他にSM401=常時OFF、SM402=RUN後1スキャンON、SM410=0.1秒クロックなどがありますが、これらはある意味最初に覚えることが必須になります。(イヤでも覚えますけど)
特殊リレー | 三菱 | OMRON | KEYENCE |
常時ON | SM400 | P_On | CR2002 |
常時OFF | SM401 | P_Off | CR2003 |
RUN後1スキャンON | SM402 | P_First_Cycle | CR2008 |
1秒クロック | SM412 | P_1s | CR2006 |
他にもいくつかありますが上表のリレーはどのメーカーにもあって頻繁に使うものです。
自己保持回路
セット条件が成立したらリセット条件が成立するまで保持する回路です。
まずは下図を見てください。
どちらもX0がONしてから(セット条件)、X1がONするまで(リセット条件)Yを保持する回路となります。
Y0がOFF状態から開始するものとして考えると以下のようになります。
・X0がONしたスキャンでY0がON(コイル出力)
・次のスキャンからはY0の接点がON
・Y0がONした状態でX1がOFFのあいだはY0がON=保持・継続
Y0(上側の回路)の自己保持もY1(下側の回路)の自己保持も基本的には同じ条件でON/OFFしますが、上図2つの例には明確な違いがありますので注意してください。
X0とX1の両方がONした場合にY0はOFFとなりY1はONとなります。
Y0(上側)の自己保持はリセット優先、Y1(下側)の自己保持はセット優先となり目的・意図に合わせて使い分ける必要があります。
フリップ・フロップ回路
入力されるたびに状態を反転させる回路です。

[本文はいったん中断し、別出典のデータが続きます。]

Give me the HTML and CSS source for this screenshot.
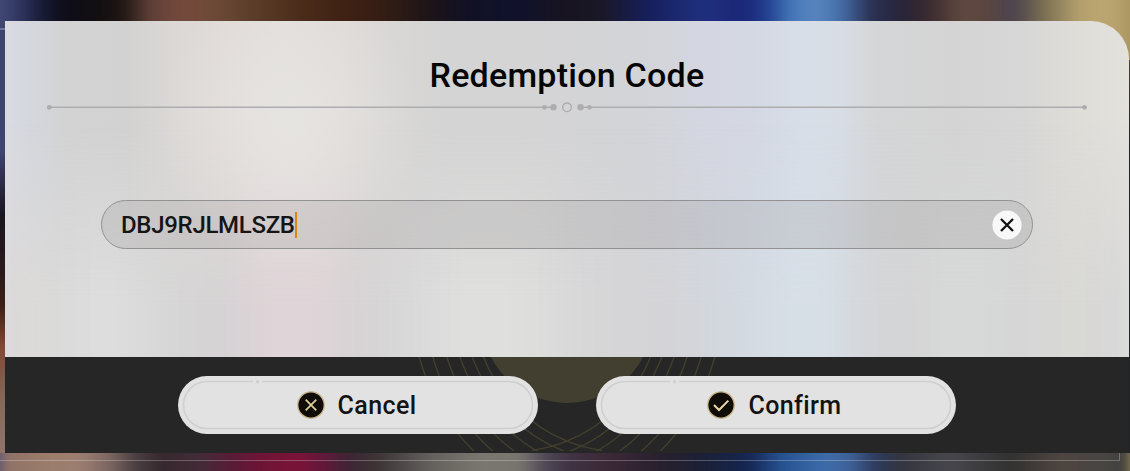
FILE: index.html
```html
<!DOCTYPE html>
<html lang="en">
<head>
    <meta charset="UTF-8">
    <title>Redemption Code</title>
    <link rel="stylesheet" href="styles.css">
</head>
<body>
    <div class="scene">
        <div class="scene-top"></div>
        <div class="scene-bottom"></div>
        <div class="scene-left"></div>
        <div class="scene-frame"></div>

        <div class="dialog">
            <div class="dialog-body">
                <h1 class="title">Redemption Code</h1>
                <svg class="divider" width="1040" height="12" viewBox="0 0 1040 12">
                    <g stroke="#adadb0" stroke-width="1.5">
                        <path d="M2 6.3H507"/>
                        <path d="M533 6.3H1038"/>
                    </g>
                    <g fill="#adadb0">
                        <circle cx="2.3" cy="6.3" r="2.4"/>
                        <circle cx="497.5" cy="6.3" r="2.4"/>
                        <circle cx="506.5" cy="6.3" r="3.2"/>
                        <circle cx="533.5" cy="6.3" r="3.2"/>
                        <circle cx="542.5" cy="6.3" r="2.4"/>
                        <circle cx="1037.5" cy="6.3" r="2.4"/>
                    </g>
                    <circle cx="520" cy="6.3" r="4.3" fill="none" stroke="#adadb0" stroke-width="1.4"/>
                </svg>

                <div class="code-field">
                    <span class="code-text">DBJ9RJLMLSZB</span>
                    <span class="caret"></span>
                    <button class="clear-btn" aria-label="Clear">
                        <svg width="30" height="30" viewBox="0 0 30 30">
                            <circle cx="15" cy="15" r="14.6" fill="#f8f8f8"/>
                            <path d="M9 9L21 21M21 9L9 21" stroke="#111" stroke-width="2.3"/>
                        </svg>
                    </button>
                </div>
            </div>

            <div class="dialog-footer">
                <svg class="orbits" width="320" height="94" viewBox="407 357 320 94">
                    <defs>
                        <clipPath id="leftArcs"><rect x="407" y="357" width="195" height="94"/></clipPath>
                        <clipPath id="rightArcs"><rect x="532" y="357" width="195" height="94"/></clipPath>
                    </defs>
                    <circle cx="567" cy="317" r="86" fill="#433f30"/>
                    <g fill="none" stroke="#423f2e" stroke-width="1.4" clip-path="url(#leftArcs)">
                        <circle cx="623" cy="302" r="211"/>
                        <circle cx="623" cy="302" r="198"/>
                        <circle cx="623" cy="302" r="184.5"/>
                        <circle cx="623" cy="302" r="172"/>
                        <circle cx="623" cy="302" r="160.5"/>
                        <circle cx="623" cy="302" r="150"/>
                    </g>
                    <g fill="none" stroke="#423f2e" stroke-width="1.4" clip-path="url(#rightArcs)">
                        <circle cx="511" cy="302" r="211"/>
                        <circle cx="511" cy="302" r="198"/>
                        <circle cx="511" cy="302" r="184.5"/>
                        <circle cx="511" cy="302" r="172"/>
                        <circle cx="511" cy="302" r="160.5"/>
                        <circle cx="511" cy="302" r="150"/>
                    </g>
                </svg>

                <button class="btn cancel">
                    <svg class="btn-line" width="360" height="58" viewBox="0 0 360 58">
                        <path d="M75 5.5H29a23.5 23.5 0 0 0 0 47H331a23.5 23.5 0 0 0 0-47H84"/>
                        <circle cx="79.5" cy="5.7" r="1.7"/>
                    </svg>
                    <svg class="btn-icon" width="28" height="28" viewBox="0 0 28 28">
                        <circle cx="14" cy="14" r="13.2" fill="#100d08" stroke="#c9b486" stroke-width="1.3"/>
                        <path d="M8.7 8.7L19.3 19.3M19.3 8.7L8.7 19.3" stroke="#e2cf9e" stroke-width="1.7"/>
                    </svg>
                    <span class="btn-label">Cancel</span>
                </button>
                <button class="btn confirm">
                    <svg class="btn-line" width="360" height="58" viewBox="0 0 360 58">
                        <path d="M74 5.5H29a23.5 23.5 0 0 0 0 47H331a23.5 23.5 0 0 0 0-47H83"/>
                        <circle cx="78.5" cy="5.7" r="1.7"/>
                    </svg>
                    <svg class="btn-icon" width="28" height="28" viewBox="0 0 28 28">
                        <circle cx="14" cy="14" r="13.2" fill="#100d08" stroke="#c9b486" stroke-width="1.3"/>
                        <path d="M7 14L12 19L21.3 9.6" fill="none" stroke="#ead7a5" stroke-width="2"/>
                    </svg>
                    <span class="btn-label">Confirm</span>
                </button>
            </div>
        </div>
    </div>
</body>
</html>
```
FILE: styles.css
```css
* {
    box-sizing: border-box;
}

body {
    margin: 0;
    font-family: Roboto, "Open Sans", sans-serif;
    overflow: hidden;
}

button {
    border: none;
    padding: 0;
    background: none;
    font-family: inherit;
    cursor: pointer;
}

svg {
    display: block;
}

/* blurred game scene behind the dialog */
.scene {
    position: relative;
    width: 1130px;
    height: 471px;
    padding: 21px 1px 18px 5px;
    overflow: hidden;
    background: linear-gradient(90deg, #454c78 0, #2f3560 20px, #151830 45px, #0e0d17 65px, #110f12 95px, #1d1412 122px, #5f4038 150px, #75493c 180px, #6d4a38 215px, #5c3e2a 250px, #4b2c1a 300px, #3e2014 350px, #331d14 385px, #1c1418 430px, #111125 470px, #10112c 520px, #171420 560px, #1a1724 600px, #161f5e 650px, #1c2a72 680px, #202f7e 705px, #1a2675 745px, #223f90 768px, #4377b8 790px, #5b86c0 815px, #4570ab 840px, #2b3154 870px, #272336 905px, #3b2b2f 930px, #604940 962px, #5b463f 985px, #4a4350 1015px, #75694f 1040px, #b5a26e 1080px, #bda672 1110px, #a8945f 1130px);
}

.scene-top {
    position: absolute;
    left: 0;
    right: 0;
    top: -30px;
    height: 150px;
    background: inherit;
    filter: blur(8px);
}

.scene-bottom {
    position: absolute;
    left: -20px;
    right: -20px;
    bottom: -30px;
    height: 130px;
    padding: 0 20px;
    background: #8f7166 linear-gradient(90deg, #8f7166 0, #9b7d6c 50px, #9b7e70 80px, #7c6661 110px, #4a3f43 135px, #35282d 162px, #422c36 200px, #5b1a37 235px, #6e1434 260px, #7a1337 300px, #60183a 325px, #3c2533 350px, #3d3637 380px, #63605d 430px, #7a7770 480px, #78756f 520px, #4f4856 545px, #3f3342 570px, #3b2836 610px, #28202e 660px, #1a2036 705px, #152653 750px, #25508f 780px, #3d6cab 825px, #3f6197 850px, #2d3b5e 875px, #33343e 900px, #48474d 950px, #313131 1010px, #4e4540 1060px, #474543 1110px, #3c3c3b 1130px) no-repeat content-box;
    filter: blur(6px);
}

.scene-left {
    position: absolute;
    left: 0;
    top: 21px;
    width: 5px;
    height: 432px;
    background: linear-gradient(#40456f 0, #3f4470 130px, #1a1420 195px, #2b1a1a 250px, #3d2015 285px, #7b4a35 325px, #85695b 380px, #907468 432px);
}

.scene-frame {
    position: absolute;
    left: -2px;
    top: 28px;
    width: 1122px;
    height: 433px;
    border: 1px solid rgba(255, 255, 255, 0.25);
    border-top-width: 2px;
    border-top-right-radius: 40px;
}

/* dark edge right of the dialog */
.scene::after {
    content: "";
    position: absolute;
    right: 0;
    top: 60px;
    width: 1px;
    height: 393px;
    background: linear-gradient(#4a3f38, #222326 80px);
}

.dialog {
    position: relative;
    height: 432px;
    display: flex;
    flex-direction: column;
    border-radius: 0 38px 0 0;
    overflow: hidden;
}

.dialog-body {
    position: relative;
    z-index: 0;
    height: 336px;
    display: flex;
    flex-direction: column;
    align-items: center;
    overflow: hidden;
    background: linear-gradient(90deg, #dbdbe2 0, #d5d7de 25px, #d3d3d3 60px, #d2d2d2 120px, #dbd8d6 170px, #e0dbd7 220px, #e1dedb 280px, #dedad7 340px, #d9d7d6 385px, #d4d4d4 440px, #d4d4d5 540px, #d3d4d8 640px, #d4d7e1 700px, #d4d8e2 750px, #d8dee7 800px, #d8dde5 835px, #d5d6d7 870px, #d4d4d4 950px, #d7d7d7 1020px, #deddd8 1070px, #e2e1dc 1124px);
}

/* lower part of the frosted panel picks up other scene colours */
.dialog-body::before {
    content: "";
    position: absolute;
    inset: 0 0 -40px;
    z-index: -1;
    background: linear-gradient(90deg, #ddd9d5 0, #dadada 50px, #dedede 105px, #d6d6d6 165px, #d5d2d4 220px, #e0d4d8 270px, #dfd4d8 310px, #d5d3d4 360px, #dbdbdb 420px, #e0e0df 470px, #dededd 520px, #d6d6d7 590px, #d4d4d7 660px, #d2d6dd 710px, #d5dce4 760px, #d8e0e7 800px, #d6dde4 830px, #d4d6d9 860px, #d4d4d5 900px, #d8d9d9 950px, #d5d6d6 1010px, #d9d8d5 1070px, #d5d6d8 1124px);
    filter: blur(12px);
    -webkit-mask-image: linear-gradient(transparent 27%, #000 76%);
    mask-image: linear-gradient(transparent 27%, #000 76%);
}

.dialog-body::after {
    content: "";
    position: absolute;
    inset: 0;
    z-index: -1;
    background: radial-gradient(ellipse 130px 150px at 285px 105px, rgba(232, 230, 228, 0.75), rgba(232, 230, 228, 0));
}

.title {
    margin: 34px 0 0;
    height: 40px;
    line-height: 40px;
    font-size: 34px;
    font-weight: 500;
    letter-spacing: 0.25px;
    color: #050505;
    white-space: nowrap;
}

.divider {
    margin-top: 6px;
}

.code-field {
    width: 932px;
    height: 49px;
    margin-top: 87px;
    padding: 0 10px 0 19px;
    display: flex;
    align-items: center;
    border: 1.5px solid #929294;
    border-radius: 25px;
    background: rgba(100, 95, 95, 0.13);
}

.code-text {
    font-size: 24px;
    font-weight: 500;
    letter-spacing: -0.3px;
    color: #151515;
    white-space: nowrap;
}

.caret {
    width: 2px;
    height: 26px;
    background: #dd8412;
}

.clear-btn {
    margin-left: auto;
}

.dialog-footer {
    position: relative;
    height: 96px;
    display: flex;
    justify-content: center;
    align-items: center;
    gap: 58px;
    background: #262626;
}

.orbits {
    position: absolute;
    left: 402px;
    top: 0;
}

.btn {
    position: relative;
    width: 360px;
    height: 58px;
    padding-right: 3px;
    display: flex;
    justify-content: center;
    align-items: center;
    gap: 13px;
    border-radius: 29px;
    background: #e2e2e2;
}

.btn-line {
    position: absolute;
    left: 0;
    top: 0;
    fill: none;
    stroke: #cfcfcf;
    stroke-width: 1.5;
}

.btn-line circle {
    fill: #cfcfcf;
    stroke: none;
}

.btn-label {
    font-size: 25px;
    font-weight: 500;
    letter-spacing: 0.4px;
    color: #131313;
}
```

単に反転回路と呼ぶこともあります。
PLSは条件がOFF→ONになったスキャンだけ指定されたリレーをONさせる命令です。
上図ではX10がOFF→ONになった1スキャンだけM10がONします。
これをふまえてY10がOFFしている状態から動作を考えると以下のようになります。
・M10がON かつ Y10がOFF なので Y10がON(コイル出力)
・次のスキャンはY10がON かつ M10がOFF なのでY10の自己保持でON
・次回のM10がONするとY10がONなので上側条件は不成立、Y10がONでM10もONなので下側条件不成立→よってY10がOFF
制御対象がUp/DownやOpen/Closeのように2値で動作させたいものがあった場合、1つの入力(≒コマンド)で動作を反転させたい場合などに使われる回路です。
個人的にこの回路は好きくない。
慣れもあるがパッと見で”ん?”と感じる回路はイヤ。
コメント
コメント一覧 (2件)
お世話になります。
PLC初心者です。
既存の設備で、下記の様なラダーを見つけたのですが、この意味を教えてください。
|————————-[MOV H0 K4L200]-|
|-||———————-[MOV H8 K4L200]-|
L200
|-||———————————( )-|
L201
|-||———————————( )-|
歩進制御だと思うのですが、上から順番に進むと考えると、この回路でL200やL201は、ONすることはあるのですか?
はじめまして。
歩進制御とか”ステップラダー”などと呼ばれる回路、、と思ったら違うヤツですね。
“MOV H0 K4L200″命令を実行した瞬間はL200~L215がすべてOFFします。
次の”MOV H8 K4L200″命令を実行するとL204がON、L200~L203とL205~L215がOFFします。
MOVは数値を転送する命令なのでコンピュータ上で扱われる数値が2進数であることを考えればON/OFFするビットが分かります。
ちなみに”K4L200″というのは三菱特有の記述です。ビットデバイスの直前にK1~K8をつけることができK1なら4ビット、K2=8ビット、K4=16ビット、K8=32ビットを連続して扱うことを意味します。
質問にある回路だけであればL200/L201がONすることはありませんが、実際の設備には2行目のような条件が複数あると推測されますのでその条件次第でONすることもあり得ます。